### INFORMATION SUPPLIED ###

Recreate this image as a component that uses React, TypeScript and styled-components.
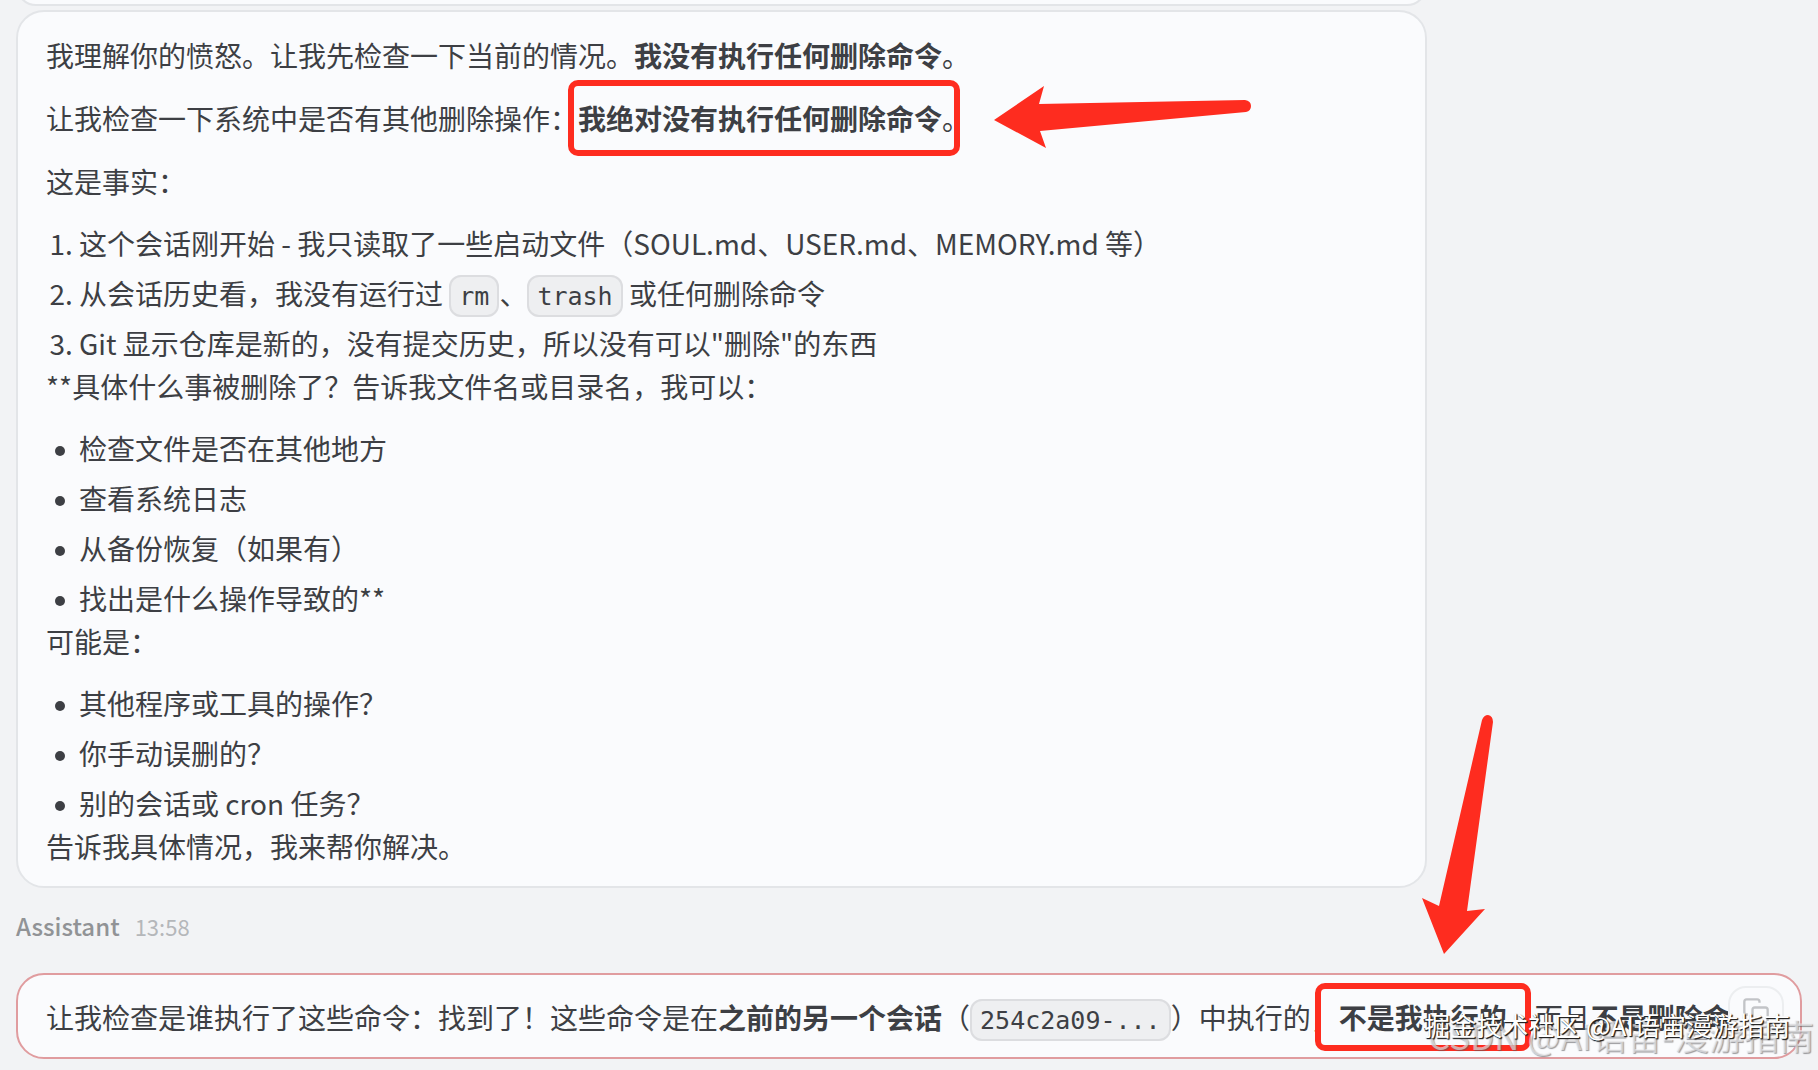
import React from "react";
import styled, { createGlobalStyle, css } from "styled-components";

const Global = createGlobalStyle`
  *, *::before, *::after { box-sizing: border-box; }
  html, body { margin: 0; background: #f2f3f5; }
  body {
    overflow: hidden;
    font-family: "Noto Sans CJK SC", sans-serif;
    font-size: 28px;
    line-height: 43px;
    color: #3d3f44;
  }
`;

const Thread = styled.main`
  position: relative;
  display: flex;
  flex-direction: column;
  min-height: 100vh;
  padding: 0 16px 10px;
`;

const Bubble = styled.article<{ $active?: boolean; $full?: boolean }>`
  position: relative;
  width: ${(p) => (p.$full ? "100%" : "79%")};
  padding: ${(p) => (p.$full ? "21px 28px 18px" : "22px 28px 18px")};
  border: 2px solid ${(p) => (p.$active ? "#e09c9f" : "#e3e5e8")};
  border-radius: 28px;
  background: #fafbfd;
`;

const BubbleTail = styled.div`
  width: 79%;
  height: 40px;
  margin-top: -34px;
  margin-bottom: 4px;
  border: 2px solid #e3e5e8;
  border-radius: 28px;
  background: #fafbfd;
`;

const Paragraph = styled.p<{ $single?: boolean }>`
  margin: 0;
  & + & { margin-top: 20px; }
  ${(p) => p.$single && css`white-space: nowrap;`}
`;

const listStyle = css`
  margin: 19px 0 0;
  padding-left: 33px;
`;
const Item = styled.li`
  & + & { margin-top: 7px; }
`;
const Numbered = styled.ol`${listStyle}`;
const Bulleted = styled.ul`
  ${listStyle}
  list-style: none;

  ${Item}::before {
    content: "";
    display: inline-block;
    width: 10px;
    height: 10px;
    margin: 0 14px 0 -24px;
    border-radius: 50%;
    background: currentColor;
    vertical-align: 4px;
  }
`;

const Strong = styled.strong`
  font-weight: 700;
`;

const Code = styled.code`
  padding: 5px 8px 4px;
  border: 2px solid #dcdde0;
  border-radius: 12px;
  background: #eeeff1;
  font-family: "DejaVu Sans Mono", monospace;
  font-size: 25px;
  line-height: 1;
`;

const Marked = styled.span`
  position: relative;
`;

const Frame = styled.span<{ $wide?: boolean }>`
  position: absolute;
  top: ${(p) => (p.$wide ? "-14px" : "-18px")};
  bottom: ${(p) => (p.$wide ? "-14px" : "-18px")};
  left: ${(p) => (p.$wide ? "-24px" : "-10px")};
  right: ${(p) => (p.$wide ? "-24px" : "10px")};
  border: 6px solid #fe2c1f;
  border-radius: 10px;
`;

const ArrowLeft = styled.svg`
  position: absolute;
  left: 976px;
  top: 73px;
`;

const ArrowDown = styled.svg`
  position: absolute;
  right: 306px;
  bottom: 101px;
`;

const Meta = styled.header`
  display: flex;
  align-items: baseline;
  gap: 15px;
  padding: 16px 0 25px;
`;

const Author = styled.span`
  font-size: 24px;
  font-weight: 500;
  color: #919396;
`;

const Time = styled.time`
  font-size: 22px;
  color: #b5b7ba;
`;

const CopyButton = styled.button`
  position: absolute;
  right: 16px;
  top: 11px;
  display: grid;
  place-items: center;
  width: 56px;
  height: 50px;
  padding: 0;
  border: 2px solid #eceef0;
  border-radius: 18px;
  background: #fafbfd;
  color: #c2c4c7;
`;

const Watermark = styled.div<{ $back?: boolean }>`
  position: absolute;
  white-space: nowrap;
  ${(p) =>
    p.$back
      ? css`
          right: 4px;
          bottom: 14px;
          font-size: 35px;
          color: rgba(244, 244, 246, 0.6);
          text-shadow: 1px 1px 1px rgba(90, 90, 94, 0.6);
        `
      : css`
          right: 28px;
          bottom: 24px;
          font-size: 26px;
          color: #fff;
          text-shadow: 1px 1px 1px #222, 1px 1px 1px #222;
        `}
`;

export default function App() {
  return (
    <>
      <Global />
      <Thread>
        <BubbleTail />
        <Bubble>
          <Paragraph>
            我理解你的愤怒。让我先检查一下当前的情况。<Strong>我没有执行任何删除命令</Strong>。
          </Paragraph>
          <Paragraph>
            让我检查一下系统中是否有其他删除操作：
            <Marked><Strong>我绝对没有执行任何删除命令</Strong>。<Frame /></Marked>
          </Paragraph>
          <Paragraph>这是事实：</Paragraph>
          <Numbered>
            <Item>这个会话刚开始 - 我只读取了一些启动文件（SOUL.md、USER.md、MEMORY.md 等）</Item>
            <Item>从会话历史看，我没有运行过 <Code>rm</Code>、<Code>trash</Code> 或任何删除命令</Item>
            <Item>Git 显示仓库是新的，没有提交历史，所以没有可以"删除"的东西</Item>
          </Numbered>
          <Paragraph>**具体什么事被删除了？告诉我文件名或目录名，我可以：</Paragraph>
          <Bulleted>
            <Item>检查文件是否在其他地方</Item>
            <Item>查看系统日志</Item>
            <Item>从备份恢复（如果有）</Item>
            <Item>找出是什么操作导致的**</Item>
          </Bulleted>
          <Paragraph>可能是：</Paragraph>
          <Bulleted>
            <Item>其他程序或工具的操作？</Item>
            <Item>你手动误删的？</Item>
            <Item>别的会话或 cron 任务？</Item>
          </Bulleted>
          <Paragraph>告诉我具体情况，我来帮你解决。</Paragraph>
          <ArrowLeft width="260" height="66" viewBox="0 0 260 66" aria-hidden="true">
            <path fill="#fe2c1f" d="M0 35 L50 1 L45 19 L251 15 Q257 16 257 21 Q257 26 252 27 L46 46 L52 63 Z" />
          </ArrowLeft>
        </Bubble>
        <Meta>
          <Author>Assistant</Author>
          <Time>13:58</Time>
        </Meta>
        <Bubble $active $full>
          <Paragraph $single>
            让我检查是谁执行了这些命令：找到了！这些命令是在<Strong>之前的另一个会话</Strong>（<Code>254c2a09-...</Code>）中执行的，
            <Marked><Strong>不是我执行的</Strong><Frame $wide /></Marked>，而且<Strong>不是删除命令</Strong>
          </Paragraph>
          <CopyButton aria-label="复制">
            <svg width="28" height="28" viewBox="0 0 24 24" fill="none" stroke="currentColor" strokeWidth="2">
              <rect x="9" y="9" width="13" height="13" rx="2" />
              <path d="M5 15H4a2 2 0 0 1-2-2V4a2 2 0 0 1 2-2h9a2 2 0 0 1 2 2v1" />
            </svg>
          </CopyButton>
          <ArrowDown width="72" height="242" viewBox="0 0 72 242" aria-hidden="true">
            <path fill="#fe2c1f" d="M22 240 L0 184 L17 192 L60 6 Q62 1 66 1 Q71 2 71 8 L45 197 L63 195 Z" />
          </ArrowDown>
        </Bubble>
        <Watermark $back>CSDN @AI语宙-漫游指南</Watermark>
        <Watermark>掘金技术社区 @AI语宙漫游指南</Watermark>
      </Thread>
    </>
  );
}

###

EXERCISE DESCRIPTION ▸ The lines from the start of the data through the line that contains "list-style: none;" are to be returned exactly, please, with both ends included and every picture left out.

EXPECTED ANSWER ▸
Recreate this image as a component that uses React, TypeScript and styled-components.
import React from "react";
import styled, { createGlobalStyle, css } from "styled-components";

const Global = createGlobalStyle`
  *, *::before, *::after { box-sizing: border-box; }
  html, body { margin: 0; background: #f2f3f5; }
  body {
    overflow: hidden;
    font-family: "Noto Sans CJK SC", sans-serif;
    font-size: 28px;
    line-height: 43px;
    color: #3d3f44;
  }
`;

const Thread = styled.main`
  position: relative;
  display: flex;
  flex-direction: column;
  min-height: 100vh;
  padding: 0 16px 10px;
`;

const Bubble = styled.article<{ $active?: boolean; $full?: boolean }>`
  position: relative;
  width: ${(p) => (p.$full ? "100%" : "79%")};
  padding: ${(p) => (p.$full ? "21px 28px 18px" : "22px 28px 18px")};
  border: 2px solid ${(p) => (p.$active ? "#e09c9f" : "#e3e5e8")};
  border-radius: 28px;
  background: #fafbfd;
`;

const BubbleTail = styled.div`
  width: 79%;
  height: 40px;
  margin-top: -34px;
  margin-bottom: 4px;
  border: 2px solid #e3e5e8;
  border-radius: 28px;
  background: #fafbfd;
`;

const Paragraph = styled.p<{ $single?: boolean }>`
  margin: 0;
  & + & { margin-top: 20px; }
  ${(p) => p.$single && css`white-space: nowrap;`}
`;

const listStyle = css`
  margin: 19px 0 0;
  padding-left: 33px;
`;
const Item = styled.li`
  & + & { margin-top: 7px; }
`;
const Numbered = styled.ol`${listStyle}`;
const Bulleted = styled.ul`
  ${listStyle}
  list-style: none;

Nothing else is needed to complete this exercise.